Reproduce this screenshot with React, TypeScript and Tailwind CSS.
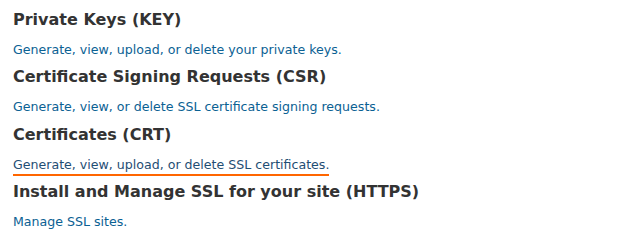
const sections = [
  { title: "Private Keys (KEY)", link: "Generate, view, upload, or delete your private keys." },
  { title: "Certificate Signing Requests (CSR)", link: "Generate, view, or delete SSL certificate signing requests." },
  { title: "Certificates (CRT)", link: "Generate, view, upload, or delete SSL certificates.", active: true },
  { title: "Install and Manage SSL for your site (HTTPS)", link: "Manage SSL sites." },
];

export default function App() {
  return (
    <div className="w-[640px] h-[231px] bg-white px-[13px] pt-[10px] font-['Verdana','DejaVu_Sans',sans-serif]">
      {sections.map((s) => (
        <div key={s.title} className="h-[57.33px]">
          <h2 className="text-[16px] font-bold leading-[20px] text-[#333]">{s.title}</h2>
          <a
            href="#"
            className={`inline-block mt-[12px] text-[12.6px] leading-[16px] ${
              s.active ? "text-[#1f4e74] border-b-2 border-[#f60] pb-[1px]" : "text-[#0b6193]"
            }`}
          >
            {s.link}
          </a>
        </div>
      ))}
    </div>
  );
}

### Goal
Reproduce the listing exactly. Leave its pictures out.

### Full answer
Reproduce this screenshot with React, TypeScript and Tailwind CSS.
const sections = [
  { title: "Private Keys (KEY)", link: "Generate, view, upload, or delete your private keys." },
  { title: "Certificate Signing Requests (CSR)", link: "Generate, view, or delete SSL certificate signing requests." },
  { title: "Certificates (CRT)", link: "Generate, view, upload, or delete SSL certificates.", active: true },
  { title: "Install and Manage SSL for your site (HTTPS)", link: "Manage SSL sites." },
];

export default function App() {
  return (
    <div className="w-[640px] h-[231px] bg-white px-[13px] pt-[10px] font-['Verdana','DejaVu_Sans',sans-serif]">
      {sections.map((s) => (
        <div key={s.title} className="h-[57.33px]">
          <h2 className="text-[16px] font-bold leading-[20px] text-[#333]">{s.title}</h2>
          <a
            href="#"
            className={`inline-block mt-[12px] text-[12.6px] leading-[16px] ${
              s.active ? "text-[#1f4e74] border-b-2 border-[#f60] pb-[1px]" : "text-[#0b6193]"
            }`}
          >
            {s.link}
          </a>
        </div>
      ))}
    </div>
  );
}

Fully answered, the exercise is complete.